After four more years writing in Brooklyn,[20] the second novel Wolfe submitted to Scribner's was The October Fair, a multi-volume epic roughly the length of Marcel Proust's In Search of Lost Time. After considering the commercial possibilities of publishing the book in full, Perkins opted to cut it significantly and create a single volume. Titled Of Time and the River, it was more commercially successful than Look Homeward, Angel.[11] In an ironic twist, the citizens of Asheville were more upset this time because they had not been included.[22] The character of Esther Jack was based on Bernstein.[15] In 1934, Maxim Lieber served as his literary agent.

Wolfe was persuaded by Edward Aswell to leave Scribner's and sign with Harper & Brothers.[23] By some accounts, Perkins' severe editing of Wolfe's work is what prompted him to leave.[24] Others describe his growing resentment that some people attributed his success to Perkins' work as editor.[15] In 1936, Bernard DeVoto, reviewing The Story of a Novel for Saturday Review, wrote that Look Homeward, Angel was "hacked and shaped and compressed into something resembling a novel by Mr. Perkins and the assembly-line at Scribners".[25][26]

Wolfe spent much time in Europe and was especially popular and at ease in Germany, where he made many friends.

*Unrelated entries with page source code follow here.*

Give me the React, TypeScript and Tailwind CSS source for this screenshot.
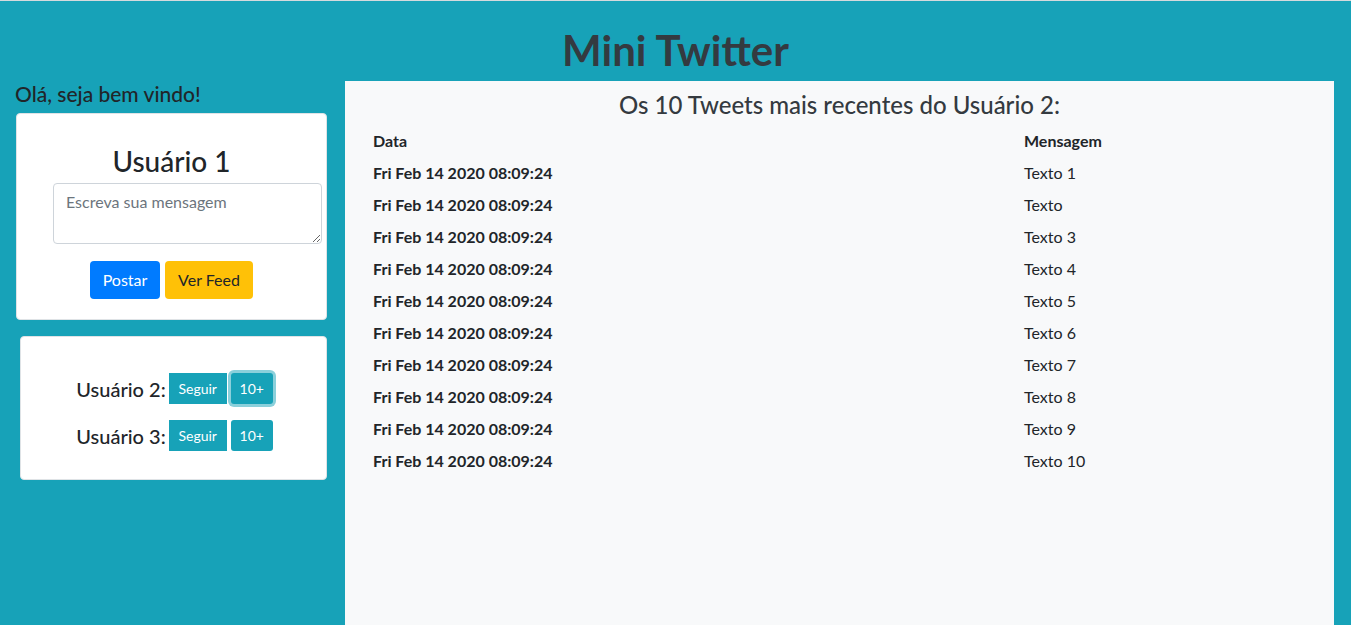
import React from 'react';

const tweets = [
  'Texto 1',
  'Texto',
  'Texto 3',
  'Texto 4',
  'Texto 5',
  'Texto 6',
  'Texto 7',
  'Texto 8',
  'Texto 9',
  'Texto 10',
];

function UserRow({ name, focused }: { name: string; focused?: boolean }) {
  return (
    <div className="flex items-center justify-center">
      <span className="text-[20px] font-medium text-[#212529] mr-[3px]">{name}</span>
      <button className="h-[31px] w-[58px] bg-[#17a2b8] text-white text-[14px]">Seguir</button>
      <button
        className={
          focused
            ? 'ml-[4px] h-[31px] w-[42px] bg-[#17a2b8] text-white text-[14px] rounded-[3px] shadow-[0_0_0_3px_#8bd0db]'
            : 'ml-[4px] h-[31px] w-[42px] bg-[#17a2b8] text-white text-[14px] rounded-[3px]'
        }
      >
        10+
      </button>
    </div>
  );
}

export default function App() {
  return (
    <div
      className="min-h-screen bg-[#17a2b8] border-t border-[#d6dadd] flex flex-col"
      style={{ fontFamily: 'Lato, "Noto Sans", sans-serif' }}
    >
      <h1 className="h-[80px] flex items-center justify-center pt-[18px] text-[42px] font-bold text-[#343a40]">
        Mini Twitter
      </h1>
      <div className="flex flex-1">
        <aside className="w-[345px] shrink-0">
          <p className="pl-[15px] pt-[1px] text-[21px] font-medium text-[#212529] leading-[24px]">
            Olá, seja bem vindo!
          </p>
          <div className="ml-[16px] mt-[7px] w-[311px] h-[207px] bg-white rounded-[4px] border border-[#dfe3e6] flex flex-col items-center">
            <h2 className="mt-[30px] text-[28px] font-medium text-[#212529] leading-[34px]">Usuário 1</h2>
            <textarea
              placeholder="Escreva sua mensagem"
              className="self-start mt-[5px] ml-[36px] w-[269px] h-[61px] rounded-[4px] border border-[#ced4da] px-[12px] py-[6px] text-[16px] text-[#495057] placeholder:text-[#6c757d] bg-white"
            />
            <div className="mt-[17px] flex gap-[5px]">
              <button className="h-[38px] w-[70px] rounded-[4px] bg-[#007bff] text-white text-[16px]">Postar</button>
              <button className="h-[38px] w-[88px] rounded-[4px] bg-[#ffc107] text-[#212529] text-[16px]">Ver Feed</button>
            </div>
          </div>
          <div className="ml-[20px] mt-[16px] w-[307px] h-[144px] bg-white rounded-[4px] border border-[#dfe3e6] flex flex-col justify-center gap-[16px] pl-[2px] pt-[8px]">
            <UserRow name="Usuário 2:" focused />
            <UserRow name="Usuário 3:" />
          </div>
        </aside>
        <main className="w-[989px] shrink-0 bg-[#f8f9fa] min-h-[544px]">
          <h3 className="pt-[9px] text-center text-[24px] font-medium text-[#343a40] leading-[29px]">
            Os 10 Tweets mais recentes do Usuário 2:
          </h3>
          <table className="ml-[16px] mt-[6px] w-[961px] text-[16px] text-[#212529]">
            <thead>
              <tr className="h-[32px]">
                <th className="w-[651px] text-left px-[12px] font-bold">Data</th>
                <th className="text-left px-[12px] font-bold">Mensagem</th>
              </tr>
            </thead>
            <tbody>
              {tweets.map((t, i) => (
                <tr key={i} className="h-[32px]">
                  <td className="px-[12px] font-bold">Fri Feb 14 2020 08:09:24</td>
                  <td className="px-[12px]">{t}</td>
                </tr>
              ))}
            </tbody>
          </table>
        </main>
      </div>
    </div>
  );
}
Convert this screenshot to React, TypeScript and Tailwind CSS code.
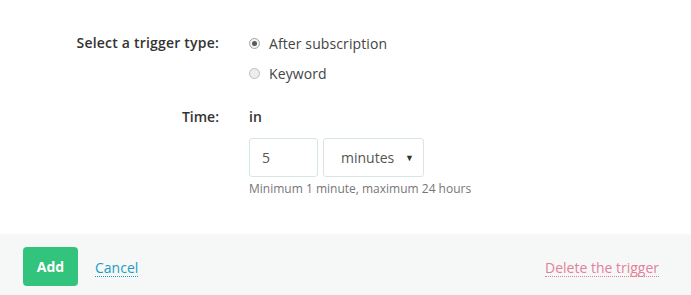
import { useState } from "react";

const Radio = ({ checked, label, onClick }: { checked: boolean; label: string; onClick: () => void }) => (
  <label className="flex items-center gap-[9px] h-[20px] cursor-pointer" onClick={onClick}>
    <span
      className={
        "w-[11px] h-[11px] rounded-full border flex items-center justify-center " +
        (checked ? "border-[#a5a5a5] bg-[#f2f2f2]" : "border-[#bdbdbd] bg-[#ededed]")
      }
    >
      {checked && <span className="w-[5px] h-[5px] rounded-full bg-[#5a5a5a]" />}
    </span>
    <span className="text-[14px] text-[#444] tracking-[0.1px]">{label}</span>
  </label>
);

export default function App() {
  const [type, setType] = useState("after");

  return (
    <div className="w-[691px] h-[295px] overflow-hidden bg-white text-[#333]" style={{ fontFamily: "'Open Sans', 'Noto Sans', sans-serif" }}>
      {/* Form */}
      <div className="h-[234px] pt-[33px]">
        <div className="flex gap-[30px]">
          <div className="w-[219px] text-right text-[14px] font-semibold leading-[20px] tracking-[0.2px]">Select a trigger type:</div>
          <div className="flex flex-col gap-[10px]">
            <Radio checked={type === "after"} label="After subscription" onClick={() => setType("after")} />
            <Radio checked={type === "keyword"} label="Keyword" onClick={() => setType("keyword")} />
          </div>
        </div>

        <div className="flex gap-[30px] mt-[24px]">
          <div className="w-[219px] text-right text-[14px] font-semibold leading-[20px]">Time:</div>
          <div className="flex flex-col">
            <div className="text-[14px] font-semibold leading-[20px]">in</div>
            <div className="flex gap-[5px] mt-[11px]">
              <div className="w-[69px] h-[39px] border border-[#d7e6e3] rounded-[3px] flex items-center px-[12px] text-[14px] text-[#555]">
                5
              </div>
              <div className="w-[101px] h-[39px] border border-[#d7e6e3] rounded-[3px] flex items-center justify-between pl-[17px] pr-[9px] text-[14px] text-[#555]">
                <span>minutes</span>
                <span className="text-[9px] text-[#333]">▼</span>
              </div>
            </div>
            <div className="text-[12px] text-[#777] mt-[4px] leading-[16px]">Minimum 1 minute, maximum 24 hours</div>
          </div>
        </div>
      </div>

      {/* Footer */}
      <div className="bg-[#f6f8f8] flex items-center justify-between pl-[23px] pr-[32px] pt-[13px] pb-[13px]">
        <div className="flex items-center gap-[17px]">
          <button className="w-[55px] h-[39px] rounded-[4px] bg-[#32c37c] text-white text-[14px] font-bold">Add</button>
          <a className="text-[14px] text-[#1b9cbf] border-b border-dotted border-[#1b9cbf] leading-[17px] mt-[3px]">Cancel</a>
        </div>
        <a className="text-[14px] text-[#e2809a] border-b border-dotted border-[#e2809a] leading-[17px] mt-[3px]">Delete the trigger</a>
      </div>
    </div>
  );
}
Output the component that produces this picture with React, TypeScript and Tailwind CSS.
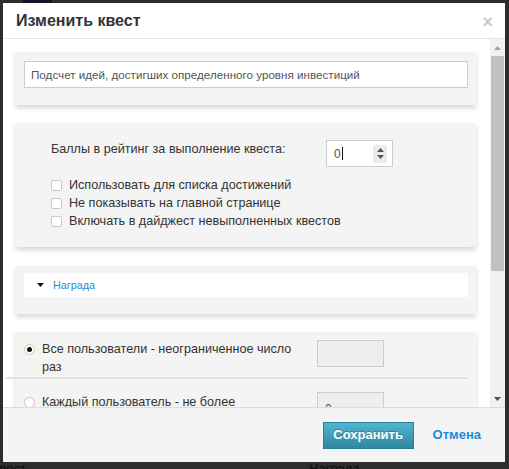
import React from "react";

const FONT = { fontFamily: '"Liberation Sans", Arial, sans-serif' };

function Card({ className = "", children }: { className?: string; children: React.ReactNode }) {
  return (
    <div className={"bg-[#f4f4f4] shadow-[0_3px_5px_rgba(0,0,0,0.16)] " + className}>{children}</div>
  );
}

function Checkbox({ label }: { label: string }) {
  return (
    <label className="flex h-[18px] items-center gap-[7px] text-[12.6px] text-[#333]">
      <span className="h-[11px] w-[11px] rounded-[2px] border border-[#c9c9c9] bg-white" />
      {label}
    </label>
  );
}

function Radio({ checked }: { checked?: boolean }) {
  return (
    <span
      className={
        "mt-[4px] flex h-[11px] w-[11px] shrink-0 items-center justify-center rounded-full border bg-white " +
        (checked ? "border-[#e2c88f]" : "border-[#c4c4c4]")
      }
    >
      {checked && <span className="h-[5px] w-[5px] rounded-full bg-[#111]" />}
    </span>
  );
}

function Scrollbar() {
  return (
    <div className="flex w-[15px] flex-col items-center bg-[#f1f1f1]">
      <div className="flex h-[17px] items-center justify-center">
        <svg width="7" height="4" viewBox="0 0 7 4">
          <path d="M0 4L3.5 0L7 4Z" fill="#a3a3a3" />
        </svg>
      </div>
      <div className="h-[215px] w-[13px] bg-[#c1c1c1]" />
      <div className="flex-1" />
      <div className="flex h-[17px] items-center justify-center">
        <svg width="7" height="4" viewBox="0 0 7 4">
          <path d="M0 0L7 0L3.5 4Z" fill="#505050" />
        </svg>
      </div>
    </div>
  );
}

export default function App() {
  return (
    <div className="relative flex h-[469px] w-[509px] flex-col justify-between overflow-hidden bg-[#2d2d2d]" style={FONT}>
      {/* page underneath */}
      <div className="ml-[23px] h-[3px] w-[29px] bg-[#12122a]" />
      <div className="-mb-[9px] flex h-[18px] text-[13px] leading-[18px] text-[#0c0c0c]">
        <span className="-ml-[8px]">Квест</span>
        <span className="ml-[283px]">Награда</span>
      </div>

      {/* dialog */}
      <div className="absolute left-[3px] top-[3px] flex h-[459px] w-[502px] flex-col bg-white">
        <div className="flex h-[36px] shrink-0 items-center justify-between border-b border-[#e5e5e5] pl-[13px] pr-[12px]">
          <h2 className="text-[16px] font-bold text-[#333]">Изменить квест</h2>
          <span className="mt-[3px] text-[18px] font-bold leading-none text-[#c9c9c9]">×</span>
        </div>

        <div className="flex min-h-0 flex-1">
          <div className="min-w-0 flex-1 overflow-hidden pl-[13px] pr-[14px] pt-[13px]">
            <Card className="px-[8px] pb-[17px] pt-[9px]">
              <div className="flex h-[27px] items-center border border-[#cccccc] bg-white pl-[6px] text-[11.65px] text-[#555]">
                Подсчет идей, достигших определенного уровня инвестиций
              </div>
            </Card>

            <Card className="mt-[18px] pb-[17px] pl-[35px] pt-[17px]">
              <div className="flex items-start">
                <span className="w-[275px] text-[12.6px] leading-[18px] text-[#333]">
                  Баллы в рейтинг за выполнение квеста:
                </span>
                <div className="flex h-[27px] w-[67px] items-center justify-between border border-[#cccccc] bg-white pl-[7px] pr-[5px]">
                  <span className="flex items-center text-[12px] text-[#555]">
                    0<span className="ml-[1px] h-[13px] w-px bg-[#111]" />
                  </span>
                  <span className="flex h-[18px] w-[14px] flex-col items-center justify-center gap-[3px] bg-[#ececec]">
                    <svg width="7" height="4" viewBox="0 0 7 4">
                      <path d="M0 4L3.5 0L7 4Z" fill="#555" />
                    </svg>
                    <svg width="7" height="4" viewBox="0 0 7 4">
                      <path d="M0 0L7 0L3.5 4Z" fill="#555" />
                    </svg>
                  </span>
                </div>
              </div>
              <div className="mt-[9px] flex flex-col">
                <Checkbox label="Использовать для списка достижений" />
                <Checkbox label="Не показывать на главной странице" />
                <Checkbox label="Включать в дайджест невыполненных квестов" />
              </div>
            </Card>

            <Card className="mt-[19px] px-[8px] pb-[17px] pt-[7px]">
              <div className="flex h-[24px] items-center bg-white pl-[13px]">
                <svg width="7" height="4" viewBox="0 0 7 4">
                  <path d="M0 0L7 0L3.5 4Z" fill="#111" />
                </svg>
                <a className="ml-[9px] text-[10.8px] text-[#2a8ad4]">Награда</a>
              </div>
            </Card>

            <Card className="mt-[18px] pl-[8px] pt-[8px]">
              <div className="flex items-start">
                <Radio checked />
                <span className="ml-[7px] w-[268px] text-[12.6px] leading-[18px] text-[#333]">
                  Все пользователи - неограниченное число раз
                </span>
                <span className="ml-[7px] h-[27px] w-[67px] border border-[#cccccc] bg-[#eeeeee]" />
              </div>
              <div className="-ml-[18px] mr-[8px] mt-px h-[2px] bg-[#e2e2e2]" />
              <div className="mt-[14px] flex items-start">
                <Radio />
                <span className="ml-[7px] w-[268px] text-[12.6px] leading-[18px] text-[#333]">
                  Каждый пользователь - не более
                </span>
                <span className="ml-[7px] -mt-[1px] flex h-[27px] w-[67px] items-end border border-[#cccccc] bg-[#eeeeee] pl-[7px] text-[12px] text-[#555]">
                  0
                </span>
              </div>
            </Card>
          </div>
          <Scrollbar />
        </div>

        <div className="flex h-[55px] shrink-0 items-center justify-end border-t border-[#dddddd] bg-[#f4f4f4] pr-[24px]">
          <button className="h-[27px] w-[91px] border border-[#2b7d93] bg-gradient-to-b from-[#52b5d2] to-[#2d879f] text-[13px] font-bold text-white [text-shadow:0_-1px_0_rgba(0,0,0,0.25)]">
            Сохранить
          </button>
          <a className="ml-[19px] text-[13px] font-bold text-[#1a8dd8]">Отмена</a>
        </div>
      </div>
    </div>
  );
}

However, in 1936 he witnessed incidents of discrimination against Jews, which upset him and changed his mind about the political developments in the country.[26] He returned to America and published a story based on his observations ("I Have a Thing to Tell You") in The New Republic.[26] Following its publication, Wolfe's books were banned by the German government, and he was prohibited from traveling there.[26]

In 1937, "Chickamauga", his short story set during the American Civil War battle of the same name, was published.[27] Wolfe returned to Asheville in early 1937 for the first time since publication of his first book.